>> start
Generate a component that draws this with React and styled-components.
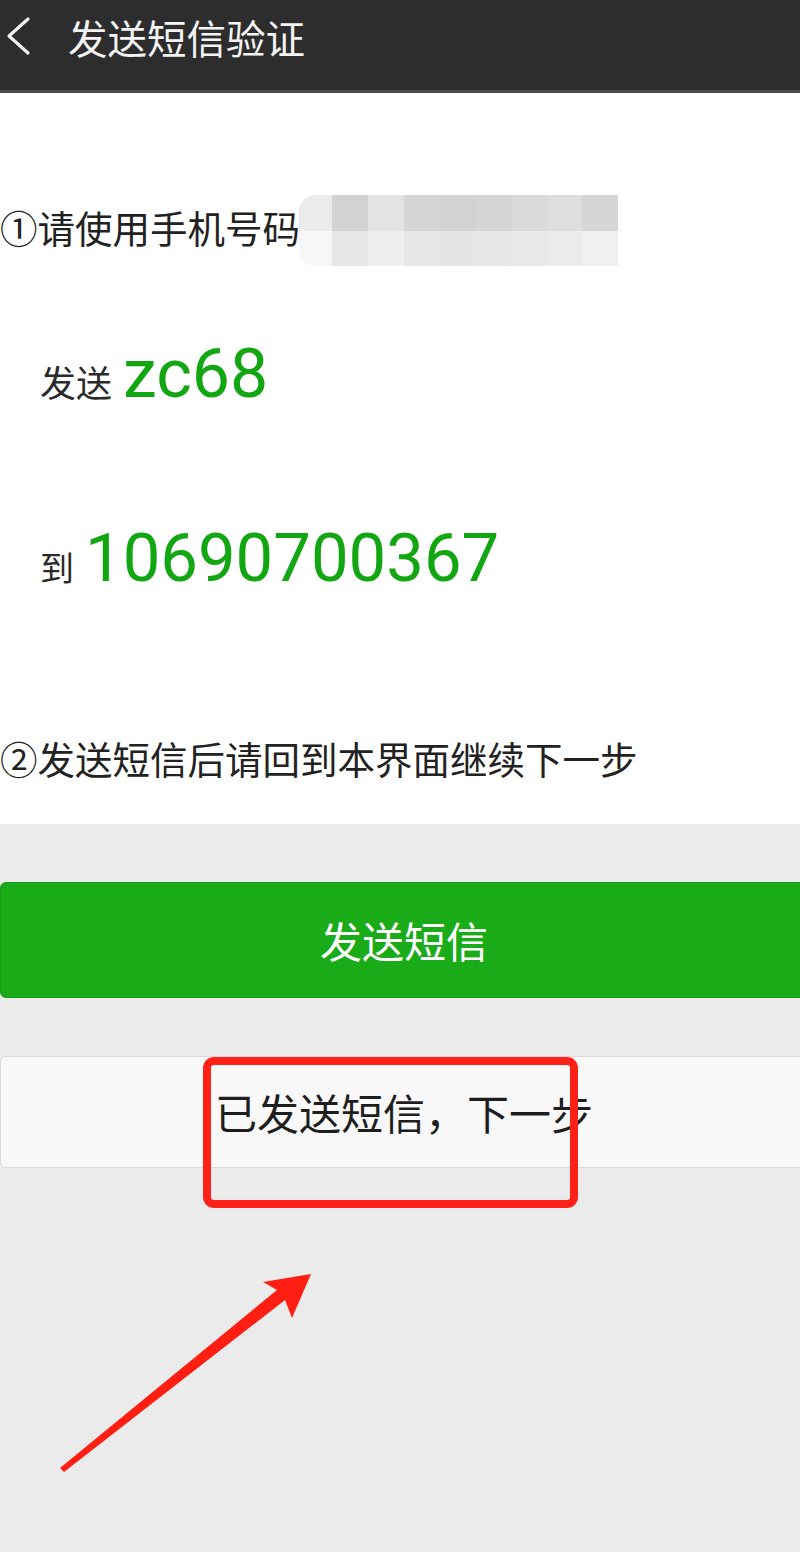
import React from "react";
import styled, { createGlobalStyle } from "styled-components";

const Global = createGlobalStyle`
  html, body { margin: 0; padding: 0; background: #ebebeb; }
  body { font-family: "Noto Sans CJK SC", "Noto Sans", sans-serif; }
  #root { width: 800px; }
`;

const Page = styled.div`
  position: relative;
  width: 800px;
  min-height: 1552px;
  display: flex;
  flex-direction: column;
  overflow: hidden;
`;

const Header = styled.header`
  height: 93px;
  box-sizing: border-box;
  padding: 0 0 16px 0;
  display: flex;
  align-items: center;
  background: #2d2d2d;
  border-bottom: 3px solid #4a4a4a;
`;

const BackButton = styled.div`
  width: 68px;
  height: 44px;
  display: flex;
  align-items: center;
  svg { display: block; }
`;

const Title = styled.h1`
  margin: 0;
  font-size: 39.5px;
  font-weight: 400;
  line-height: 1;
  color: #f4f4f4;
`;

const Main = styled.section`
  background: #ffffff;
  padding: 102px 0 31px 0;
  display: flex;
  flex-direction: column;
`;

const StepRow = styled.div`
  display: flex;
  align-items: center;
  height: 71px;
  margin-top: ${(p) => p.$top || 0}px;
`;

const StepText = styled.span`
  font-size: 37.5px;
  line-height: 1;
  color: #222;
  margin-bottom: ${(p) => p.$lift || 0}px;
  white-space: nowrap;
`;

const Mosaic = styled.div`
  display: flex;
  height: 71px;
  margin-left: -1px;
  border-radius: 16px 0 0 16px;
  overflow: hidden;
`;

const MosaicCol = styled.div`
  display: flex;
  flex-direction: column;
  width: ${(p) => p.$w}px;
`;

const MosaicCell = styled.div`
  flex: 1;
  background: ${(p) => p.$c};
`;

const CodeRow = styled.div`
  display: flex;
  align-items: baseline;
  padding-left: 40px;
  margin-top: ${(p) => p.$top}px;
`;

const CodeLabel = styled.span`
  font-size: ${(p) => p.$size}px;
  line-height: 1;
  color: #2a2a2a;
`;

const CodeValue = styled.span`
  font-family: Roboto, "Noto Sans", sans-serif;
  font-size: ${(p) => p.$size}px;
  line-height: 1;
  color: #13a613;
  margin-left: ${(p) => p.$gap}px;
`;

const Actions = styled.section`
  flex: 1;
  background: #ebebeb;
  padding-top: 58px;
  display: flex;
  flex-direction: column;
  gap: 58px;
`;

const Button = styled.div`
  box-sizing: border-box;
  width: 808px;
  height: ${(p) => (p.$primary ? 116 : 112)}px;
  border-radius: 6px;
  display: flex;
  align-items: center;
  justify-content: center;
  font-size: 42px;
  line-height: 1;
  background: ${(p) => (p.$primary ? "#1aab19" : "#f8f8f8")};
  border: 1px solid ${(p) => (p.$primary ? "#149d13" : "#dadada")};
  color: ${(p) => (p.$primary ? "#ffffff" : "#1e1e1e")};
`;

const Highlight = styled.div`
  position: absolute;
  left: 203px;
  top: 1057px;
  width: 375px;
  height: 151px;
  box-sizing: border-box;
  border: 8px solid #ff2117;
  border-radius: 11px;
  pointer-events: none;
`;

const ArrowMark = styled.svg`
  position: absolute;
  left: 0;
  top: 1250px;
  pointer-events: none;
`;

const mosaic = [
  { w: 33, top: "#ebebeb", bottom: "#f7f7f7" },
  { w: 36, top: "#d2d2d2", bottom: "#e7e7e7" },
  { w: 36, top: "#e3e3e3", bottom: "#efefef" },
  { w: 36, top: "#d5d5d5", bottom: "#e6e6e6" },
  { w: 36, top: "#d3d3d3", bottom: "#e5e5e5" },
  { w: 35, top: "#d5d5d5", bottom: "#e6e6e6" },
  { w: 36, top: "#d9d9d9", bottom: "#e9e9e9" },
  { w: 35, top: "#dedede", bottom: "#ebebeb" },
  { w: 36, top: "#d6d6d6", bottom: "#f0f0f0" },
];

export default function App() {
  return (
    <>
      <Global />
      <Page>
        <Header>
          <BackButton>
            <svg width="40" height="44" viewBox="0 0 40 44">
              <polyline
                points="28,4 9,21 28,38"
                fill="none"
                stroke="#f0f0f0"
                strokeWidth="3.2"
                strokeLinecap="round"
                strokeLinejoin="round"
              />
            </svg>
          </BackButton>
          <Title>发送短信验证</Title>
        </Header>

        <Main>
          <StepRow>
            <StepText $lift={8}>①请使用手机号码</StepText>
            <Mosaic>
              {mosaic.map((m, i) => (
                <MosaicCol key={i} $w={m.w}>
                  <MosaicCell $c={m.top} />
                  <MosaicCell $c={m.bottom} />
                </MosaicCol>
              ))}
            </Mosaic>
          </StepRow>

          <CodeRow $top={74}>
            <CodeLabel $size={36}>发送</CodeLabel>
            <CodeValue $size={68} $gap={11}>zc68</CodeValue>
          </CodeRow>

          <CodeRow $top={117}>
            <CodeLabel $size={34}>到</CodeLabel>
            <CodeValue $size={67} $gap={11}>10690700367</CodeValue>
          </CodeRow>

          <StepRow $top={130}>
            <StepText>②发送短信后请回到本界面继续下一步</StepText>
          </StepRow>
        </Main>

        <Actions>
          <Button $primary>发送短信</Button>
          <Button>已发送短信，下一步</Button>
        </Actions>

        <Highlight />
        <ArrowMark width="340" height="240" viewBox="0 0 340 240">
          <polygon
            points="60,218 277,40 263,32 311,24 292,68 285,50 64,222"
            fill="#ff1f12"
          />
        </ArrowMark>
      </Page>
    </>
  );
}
>> end
Task goal — Transcribe the full listing above exactly, with the images removed.

Complete response —
Generate a component that draws this with React and styled-components.
import React from "react";
import styled, { createGlobalStyle } from "styled-components";

const Global = createGlobalStyle`
  html, body { margin: 0; padding: 0; background: #ebebeb; }
  body { font-family: "Noto Sans CJK SC", "Noto Sans", sans-serif; }
  #root { width: 800px; }
`;

const Page = styled.div`
  position: relative;
  width: 800px;
  min-height: 1552px;
  display: flex;
  flex-direction: column;
  overflow: hidden;
`;

const Header = styled.header`
  height: 93px;
  box-sizing: border-box;
  padding: 0 0 16px 0;
  display: flex;
  align-items: center;
  background: #2d2d2d;
  border-bottom: 3px solid #4a4a4a;
`;

const BackButton = styled.div`
  width: 68px;
  height: 44px;
  display: flex;
  align-items: center;
  svg { display: block; }
`;

const Title = styled.h1`
  margin: 0;
  font-size: 39.5px;
  font-weight: 400;
  line-height: 1;
  color: #f4f4f4;
`;

const Main = styled.section`
  background: #ffffff;
  padding: 102px 0 31px 0;
  display: flex;
  flex-direction: column;
`;

const StepRow = styled.div`
  display: flex;
  align-items: center;
  height: 71px;
  margin-top: ${(p) => p.$top || 0}px;
`;

const StepText = styled.span`
  font-size: 37.5px;
  line-height: 1;
  color: #222;
  margin-bottom: ${(p) => p.$lift || 0}px;
  white-space: nowrap;
`;

const Mosaic = styled.div`
  display: flex;
  height: 71px;
  margin-left: -1px;
  border-radius: 16px 0 0 16px;
  overflow: hidden;
`;

const MosaicCol = styled.div`
  display: flex;
  flex-direction: column;
  width: ${(p) => p.$w}px;
`;

const MosaicCell = styled.div`
  flex: 1;
  background: ${(p) => p.$c};
`;

const CodeRow = styled.div`
  display: flex;
  align-items: baseline;
  padding-left: 40px;
  margin-top: ${(p) => p.$top}px;
`;

const CodeLabel = styled.span`
  font-size: ${(p) => p.$size}px;
  line-height: 1;
  color: #2a2a2a;
`;

const CodeValue = styled.span`
  font-family: Roboto, "Noto Sans", sans-serif;
  font-size: ${(p) => p.$size}px;
  line-height: 1;
  color: #13a613;
  margin-left: ${(p) => p.$gap}px;
`;

const Actions = styled.section`
  flex: 1;
  background: #ebebeb;
  padding-top: 58px;
  display: flex;
  flex-direction: column;
  gap: 58px;
`;

const Button = styled.div`
  box-sizing: border-box;
  width: 808px;
  height: ${(p) => (p.$primary ? 116 : 112)}px;
  border-radius: 6px;
  display: flex;
  align-items: center;
  justify-content: center;
  font-size: 42px;
  line-height: 1;
  background: ${(p) => (p.$primary ? "#1aab19" : "#f8f8f8")};
  border: 1px solid ${(p) => (p.$primary ? "#149d13" : "#dadada")};
  color: ${(p) => (p.$primary ? "#ffffff" : "#1e1e1e")};
`;

const Highlight = styled.div`
  position: absolute;
  left: 203px;
  top: 1057px;
  width: 375px;
  height: 151px;
  box-sizing: border-box;
  border: 8px solid #ff2117;
  border-radius: 11px;
  pointer-events: none;
`;

const ArrowMark = styled.svg`
  position: absolute;
  left: 0;
  top: 1250px;
  pointer-events: none;
`;

const mosaic = [
  { w: 33, top: "#ebebeb", bottom: "#f7f7f7" },
  { w: 36, top: "#d2d2d2", bottom: "#e7e7e7" },
  { w: 36, top: "#e3e3e3", bottom: "#efefef" },
  { w: 36, top: "#d5d5d5", bottom: "#e6e6e6" },
  { w: 36, top: "#d3d3d3", bottom: "#e5e5e5" },
  { w: 35, top: "#d5d5d5", bottom: "#e6e6e6" },
  { w: 36, top: "#d9d9d9", bottom: "#e9e9e9" },
  { w: 35, top: "#dedede", bottom: "#ebebeb" },
  { w: 36, top: "#d6d6d6", bottom: "#f0f0f0" },
];

export default function App() {
  return (
    <>
      <Global />
      <Page>
        <Header>
          <BackButton>
            <svg width="40" height="44" viewBox="0 0 40 44">
              <polyline
                points="28,4 9,21 28,38"
                fill="none"
                stroke="#f0f0f0"
                strokeWidth="3.2"
                strokeLinecap="round"
                strokeLinejoin="round"
              />
            </svg>
          </BackButton>
          <Title>发送短信验证</Title>
        </Header>

        <Main>
          <StepRow>
            <StepText $lift={8}>①请使用手机号码</StepText>
            <Mosaic>
              {mosaic.map((m, i) => (
                <MosaicCol key={i} $w={m.w}>
                  <MosaicCell $c={m.top} />
                  <MosaicCell $c={m.bottom} />
                </MosaicCol>
              ))}
            </Mosaic>
          </StepRow>

          <CodeRow $top={74}>
            <CodeLabel $size={36}>发送</CodeLabel>
            <CodeValue $size={68} $gap={11}>zc68</CodeValue>
          </CodeRow>

          <CodeRow $top={117}>
            <CodeLabel $size={34}>到</CodeLabel>
            <CodeValue $size={67} $gap={11}>10690700367</CodeValue>
          </CodeRow>

          <StepRow $top={130}>
            <StepText>②发送短信后请回到本界面继续下一步</StepText>
          </StepRow>
        </Main>

        <Actions>
          <Button $primary>发送短信</Button>
          <Button>已发送短信，下一步</Button>
        </Actions>

        <Highlight />
        <ArrowMark width="340" height="240" viewBox="0 0 340 240">
          <polygon
            points="60,218 277,40 263,32 311,24 292,68 285,50 64,222"
            fill="#ff1f12"
          />
        </ArrowMark>
      </Page>
    </>
  );
}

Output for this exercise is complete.